Raed Saleh, a resident of occupied East Jerusalem, said that re-entering the compound on their own conditions was a victory for Palestinians.

“We never saw this kind of win for our people,” he told Al Jazeera. “People are coming from everywhere just to support us in this occasion.

“The Israeli government will now understand that Palestinians from Jerusalem will not accept everything they [Israelis] will tell them. We control ourselves. No one is controlling us.”

READ MORE: Five things you need to know about al-Aqsa

The metal detectors were removed overnight Wednesday by Israeli authorities.

Newly installed railings and scaffolding where cameras were previously mounted were also cleared early on Thursday, after which Israeli police declared that all new security measures had been removed.

Palestinians had gathered at al-Aqsa on Thursday after officials from the Islamic Waqf authority, which administers al-Aqsa Mosque compound, gave the go-ahead to return to performing prayers there.

However, one of the gates, Bab Hutta, remained closed by Israeli forces and Palestinians refused to enter until all Israeli-imposed measures were removed from the gates.

Israeli security forces followed the worshippers in from the Bab Hutta gate and fired stun grenades, sound bombs and tear gas. According to the Palestinian Red Crescent, 113 people have been injured as a result.

Speaking from occupied East Jerusalem, Al Jazeera’s correspondent Imran Khan said that he saw Palestinians being brought out of the compound’s gates injured.

“Sporadically you hear stun grenades go off, you hear tear gas being used inside the al-Aqsa Mosque compound by Israeli security forces and the use of rubber-coated steel bullets,” he said.

“Right now inside the compound there’s a hell of a lot of tear gas being used and people coming out with their eyes streaming. Every so often we see Palestinians running, trying to avoid the heavy-handed dispersal tactics that the Israelis [are using].”

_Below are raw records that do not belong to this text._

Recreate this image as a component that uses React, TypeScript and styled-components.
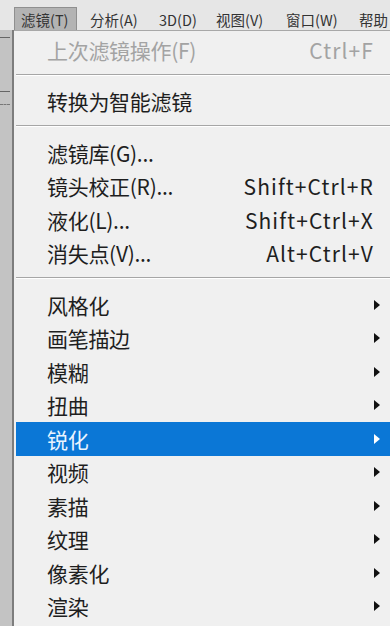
import React from "react";
import styled, { createGlobalStyle } from "styled-components";

const Global = createGlobalStyle`
  html, body { margin: 0; padding: 0; background: #efefef; }
  body { width: 390px; height: 626px; overflow: hidden; }
  #root { height: 626px; }
`;

const FONT = `"Noto Sans CJK SC", "Open Sans", sans-serif`;

const Screen = styled.div`
  display: flex;
  flex-direction: column;
  height: 626px;
  font-family: ${FONT};
`;

const MenuBar = styled.div`
  display: flex;
  align-items: flex-end;
  gap: 6px;
  height: 30px;
  background: #e6e6e6;
  padding-left: 14px;
  box-sizing: border-box;
`;

const BarItem = styled.div<{ $active?: boolean; $w: number }>`
  width: ${(p) => p.$w}px;
  flex: none;
  height: 23px;
  box-sizing: border-box;
  padding-left: 6px;
  display: flex;
  align-items: center;
  font-size: 14.5px;
  color: #333;
  white-space: nowrap;
  background: ${(p) => (p.$active ? "#b3b3b3" : "transparent")};
  border: 1px solid ${(p) => (p.$active ? "#8f8f8f" : "transparent")};
  border-bottom: none;
`;

const Body = styled.div`
  flex: 1;
  display: flex;
`;

const LeftStrip = styled.div`
  width: 12px;
  background: #c3c3c3;
  border-right: 2px solid #7d7d7d;
  display: flex;
  flex-direction: column;
  padding-top: 7px;
  gap: 52px;
`;

const StripMark = styled.div<{ $h: number }>`
  width: 10px;
  height: ${(p) => p.$h}px;
  border-top: 1px solid #666;
  border-bottom: ${(p) => (p.$h > 2 ? "1px dashed #777" : "none")};
`;

const Panel = styled.div`
  flex: 1;
  background: #f0f0f0;
  border-top: 1px solid #a8a8a8;
  padding: 2px 0 0 2px;
  display: flex;
  flex-direction: column;
`;

const Row = styled.div<{ $hl?: boolean; $disabled?: boolean }>`
  height: 33.5px;
  flex: none;
  display: flex;
  align-items: center;
  padding-left: 31px;
  padding-right: 17px;
  position: relative;
  font-size: 21px;
  letter-spacing: -0.3px;
  background: ${(p) => (p.$hl ? "#0b77d6" : "transparent")};
  color: ${(p) => (p.$hl ? "#eaf4ff" : p.$disabled ? "#a3a3a3" : "#1e1e1e")};
`;

const Label = styled.span`
  flex: 1;
  white-space: nowrap;
`;

const Shortcut = styled.span`
  white-space: nowrap;
  letter-spacing: 1.1px;
  margin-right: -1px;
`;

const Arrow = styled.span<{ $hl?: boolean }>`
  position: absolute;
  right: 10px;
  top: 50%;
  margin-top: -5px;
  width: 0;
  height: 0;
  border-top: 5px solid transparent;
  border-bottom: 5px solid transparent;
  border-left: 6px solid ${(p) => (p.$hl ? "#ffffff" : "#111")};
`;

const Separator = styled.div`
  height: 18px;
  flex: none;
  display: flex;
  align-items: flex-start;
  padding-top: 7px;
  box-sizing: border-box;
  &::after {
    content: "";
    display: block;
    width: 100%;
    height: 1px;
    background: #a6a6a6;
    box-shadow: 0 1px 0 #ffffff;
  }
`;

type Item =
  | { sep: true }
  | { label: string; shortcut?: string; sub?: boolean; hl?: boolean; disabled?: boolean };

const items: Item[] = [
  { label: "上次滤镜操作(F)", shortcut: "Ctrl+F", disabled: true },
  { sep: true },
  { label: "转换为智能滤镜" },
  { sep: true },
  { label: "滤镜库(G)..." },
  { label: "镜头校正(R)...", shortcut: "Shift+Ctrl+R" },
  { label: "液化(L)...", shortcut: "Shift+Ctrl+X" },
  { label: "消失点(V)...", shortcut: "Alt+Ctrl+V" },
  { sep: true },
  { label: "风格化", sub: true },
  { label: "画笔描边", sub: true },
  { label: "模糊", sub: true },
  { label: "扭曲", sub: true },
  { label: "锐化", sub: true, hl: true },
  { label: "视频", sub: true },
  { label: "素描", sub: true },
  { label: "纹理", sub: true },
  { label: "像素化", sub: true },
  { label: "渲染", sub: true },
];

const bar = [
  { t: "滤镜(T)", w: 63, active: true },
  { t: "分析(A)", w: 63 },
  { t: "3D(D)", w: 51 },
  { t: "视图(V)", w: 64 },
  { t: "窗口(W)", w: 67 },
  { t: "帮助", w: 40 },
];

export default function App() {
  return (
    <>
      <Global />
      <Screen>
        <MenuBar>
          {bar.map((b) => (
            <BarItem key={b.t} $w={b.w} $active={b.active}>
              {b.t}
            </BarItem>
          ))}
        </MenuBar>
        <Body>
          <LeftStrip>
            <StripMark $h={1} />
            <StripMark $h={12} />
          </LeftStrip>
          <Panel>
            {items.map((it, i) =>
              "sep" in it ? (
                <Separator key={i} />
              ) : (
                <Row key={i} $hl={it.hl} $disabled={it.disabled}>
                  <Label>{it.label}</Label>
                  {it.shortcut && <Shortcut>{it.shortcut}</Shortcut>}
                  {it.sub && <Arrow $hl={it.hl} />}
                </Row>
              )
            )}
          </Panel>
        </Body>
      </Screen>
    </>
  );
}
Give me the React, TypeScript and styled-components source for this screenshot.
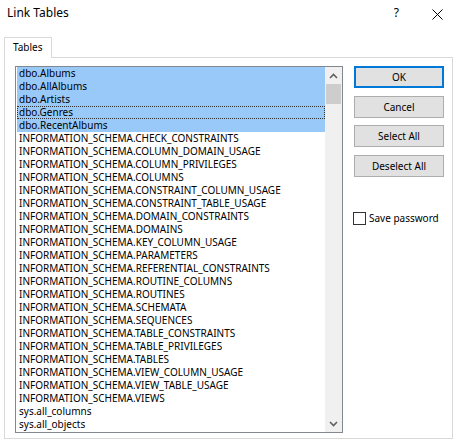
import React from 'react';
import styled, { createGlobalStyle } from 'styled-components';

const GlobalStyle = createGlobalStyle`
  html, body {
    margin: 0;
    padding: 0;
    background: #ffffff;
  }
  body {
    font-family: "Noto Sans", "Open Sans", Arial, sans-serif;
    color: #000;
  }
`;

const Dialog = styled.div`
  width: 459px;
  height: 446px;
  background: #ffffff;
  box-sizing: border-box;
  overflow: hidden;
`;

const TitleBar = styled.div`
  height: 37px;
  display: flex;
  align-items: flex-start;
  padding: 5px 0 0 7px;
  box-sizing: border-box;
`;

const TitleText = styled.div`
  flex: 1;
  font-size: 12px;
  line-height: 16px;
  color: #000;
`;

const HelpMark = styled.div`
  font-size: 12px;
  line-height: 16px;
  margin-right: 33px;
  color: #000;
`;

const CloseIcon = styled.svg`
  margin-top: 4px;
  margin-right: 16px;
`;

const TabStrip = styled.div`
  display: flex;
  padding-left: 4px;
`;

const Tab = styled.div`
  width: 48px;
  height: 21px;
  border: 1px solid #d9d9d9;
  border-bottom: none;
  box-sizing: border-box;
  font-size: 10px;
  line-height: 19px;
  padding-left: 8px;
  background: #ffffff;
  position: relative;
  z-index: 1;
  margin-bottom: -1px;
`;

const Panel = styled.div`
  margin-left: 4px;
  width: 449px;
  height: 382px;
  border: 1px solid #d9d9d9;
  box-sizing: border-box;
  display: flex;
  padding: 8px 0 0 10px;
`;

const ListBox = styled.div`
  width: 328px;
  height: 367px;
  border: 1px solid #828790;
  box-sizing: border-box;
  display: flex;
  overflow: hidden;
`;

const Items = styled.div`
  flex: 1;
  padding: 0 0 0 1px;
  overflow: hidden;
`;

const Item = styled.div<{ $selected?: boolean; $focused?: boolean }>`
  height: 13px;
  line-height: 13px;
  font-size: 10px;
  padding-left: 2px;
  white-space: nowrap;
  background: ${p => (p.$selected ? '#99c9f8' : 'transparent')};
  outline: ${p => (p.$focused ? '1px dotted #333' : 'none')};
  outline-offset: -1px;
  color: #000;
`;

const ScrollBar = styled.div`
  width: 17px;
  background: #f0f0f0;
  display: flex;
  flex-direction: column;
  align-items: center;
`;

const ScrollArrow = styled.div`
  height: 17px;
  width: 17px;
  display: flex;
  align-items: center;
  justify-content: center;
`;

const ScrollTrack = styled.div`
  flex: 1;
  width: 17px;
`;

const Thumb = styled.div`
  width: 15px;
  height: 20px;
  margin: 0 auto;
  background: #cdcdcd;
`;

const SideColumn = styled.div`
  display: flex;
  flex-direction: column;
  margin-left: 11px;
  width: 90px;
`;

const DlgButton = styled.button<{ $default?: boolean }>`
  width: 90px;
  height: 22px;
  margin-bottom: 7.5px;
  background: #e1e1e1;
  border: 1px solid ${p => (p.$default ? '#0078d7' : '#adadad')};
  box-shadow: ${p => (p.$default ? 'inset 0 0 0 1px #0078d7' : 'none')};
  font-family: "Noto Sans", "Open Sans", Arial, sans-serif;
  font-size: 10px;
  color: #000;
  padding: 0;
  border-radius: 0;
`;

const CheckRow = styled.label`
  display: flex;
  align-items: center;
  margin-top: 27px;
  margin-left: -1px;
  font-size: 10px;
  gap: 3px;
  white-space: nowrap;
`;

const CheckBox = styled.span`
  width: 13px;
  height: 13px;
  flex: none;
  border: 1px solid #333333;
  box-sizing: border-box;
  background: #fff;
`;

const items = [
  'dbo.Albums',
  'dbo.AllAlbums',
  'dbo.Artists',
  'dbo.Genres',
  'dbo.RecentAlbums',
  'INFORMATION_SCHEMA.CHECK_CONSTRAINTS',
  'INFORMATION_SCHEMA.COLUMN_DOMAIN_USAGE',
  'INFORMATION_SCHEMA.COLUMN_PRIVILEGES',
  'INFORMATION_SCHEMA.COLUMNS',
  'INFORMATION_SCHEMA.CONSTRAINT_COLUMN_USAGE',
  'INFORMATION_SCHEMA.CONSTRAINT_TABLE_USAGE',
  'INFORMATION_SCHEMA.DOMAIN_CONSTRAINTS',
  'INFORMATION_SCHEMA.DOMAINS',
  'INFORMATION_SCHEMA.KEY_COLUMN_USAGE',
  'INFORMATION_SCHEMA.PARAMETERS',
  'INFORMATION_SCHEMA.REFERENTIAL_CONSTRAINTS',
  'INFORMATION_SCHEMA.ROUTINE_COLUMNS',
  'INFORMATION_SCHEMA.ROUTINES',
  'INFORMATION_SCHEMA.SCHEMATA',
  'INFORMATION_SCHEMA.SEQUENCES',
  'INFORMATION_SCHEMA.TABLE_CONSTRAINTS',
  'INFORMATION_SCHEMA.TABLE_PRIVILEGES',
  'INFORMATION_SCHEMA.TABLES',
  'INFORMATION_SCHEMA.VIEW_COLUMN_USAGE',
  'INFORMATION_SCHEMA.VIEW_TABLE_USAGE',
  'INFORMATION_SCHEMA.VIEWS',
  'sys.all_columns',
  'sys.all_objects',
];

const Chevron: React.FC<{ up?: boolean }> = ({ up }) => (
  <svg width="9" height="6" viewBox="0 0 9 6">
    <path
      d={up ? 'M1 5 L4.5 1.5 L8 5' : 'M1 1 L4.5 4.5 L8 1'}
      fill="none"
      stroke="#606060"
      strokeWidth="1.6"
    />
  </svg>
);

const App: React.FC = () => {
  return (
    <Dialog>
      <GlobalStyle />
      <TitleBar>
        <TitleText>Link Tables</TitleText>
        <HelpMark>?</HelpMark>
        <CloseIcon width="11" height="11" viewBox="0 0 11 11">
          <path d="M0.5 0.5 L10.5 10.5 M10.5 0.5 L0.5 10.5" stroke="#000" strokeWidth="1" />
        </CloseIcon>
      </TitleBar>

      <TabStrip>
        <Tab>Tables</Tab>
      </TabStrip>

      <Panel>
        <ListBox>
          <Items>
            {items.map((name, i) => (
              <Item key={name} $selected={i < 5} $focused={i === 3}>
                {name}
              </Item>
            ))}
          </Items>
          <ScrollBar>
            <ScrollArrow>
              <Chevron up />
            </ScrollArrow>
            <ScrollTrack>
              <Thumb />
            </ScrollTrack>
            <ScrollArrow>
              <Chevron />
            </ScrollArrow>
          </ScrollBar>
        </ListBox>

        <SideColumn>
          <DlgButton $default>OK</DlgButton>
          <DlgButton>Cancel</DlgButton>
          <DlgButton>Select All</DlgButton>
          <DlgButton>Deselect All</DlgButton>
          <CheckRow>
            <CheckBox />
            Save password
          </CheckRow>
        </SideColumn>
      </Panel>
    </Dialog>
  );
};

export default App;
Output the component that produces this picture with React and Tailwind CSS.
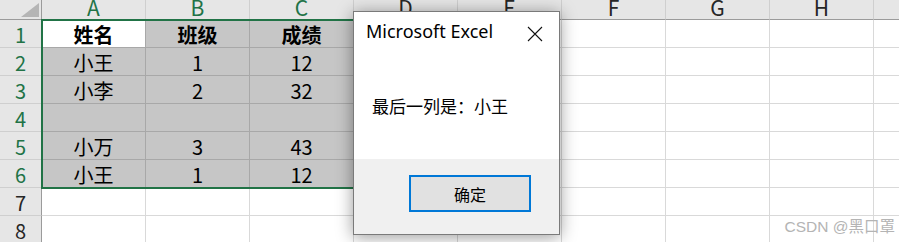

Palestinian paramedics carry an injured woman on a stretcher after clashes [Ahamd Gharabli/AFP]
Palestinian paramedics carry an injured woman on a stretcher after clashes [Ahamd Gharabli/AFP]

Palestinians were later pushed back by Israeli police from Lions’ Gate, one of the main protest points, and not allowed to enter the compound.

A live video posted on Facebook showed hundreds of Palestinian worshippers performing the sunset prayer inside the compound.

Meanwhile, the Arab League said that Israel’s removal of new security measures had solved the immediate crisis but urged it to learn lessons by desisting from any such steps in future.

“Israel’s withdrawal from its provocative and illegal actions solves the crisis they themselves created,” Ahmed Aboul Gheit, Arab League secretary-general, said at an emergency meeting of Arab foreign ministers on Thursday.

“Dealing with Islamic sanctities with such imprudence poses a real threat of igniting a religious war, because no Muslim in the world accepts tarnishing al-Aqsa or its closure in the face of the worshippers or placing it under Israeli control.”

READ MORE: Palestine envoy to UN: Al-Aqsa crisis at tipping point

For 13 days, Palestinians had protested night and day, refusing to pray inside the compound after Israel installed metal detectors at its entrances.

They held prayers in the streets and just outside the gates to the Old City.

Palestinians viewed the installation of the surveillance equipment as Israel asserting further control.

The new regulations came after an attack on July 14 by three Palestinian citizens of Israel, who killed two Israeli policemen in the Old City of Jerusalem.

The three men were then chased inside the compound before they were shot and killed.

Palestinians and Israeli border police officers clash inside the compound [Mahmoud Illean/AP Photo]
Palestinians and Israeli border police officers clash inside the compound [Mahmoud Illean/AP Photo]

The following week, three Palestinians were killed in Friday protests by Israeli forces in what was dubbed a “day of rage”.

Later that night, three Israelis were stabbed to death by a Palestinian who entered their house in a West Bank settlement.

The compound, known to Muslims as the Noble Sanctuary and to Jews as the Temple Mount, is in occupied East Jerusalem.

It was seized by Israel in the 1967 Six-Day War and later annexed in a move never recognised by the international community.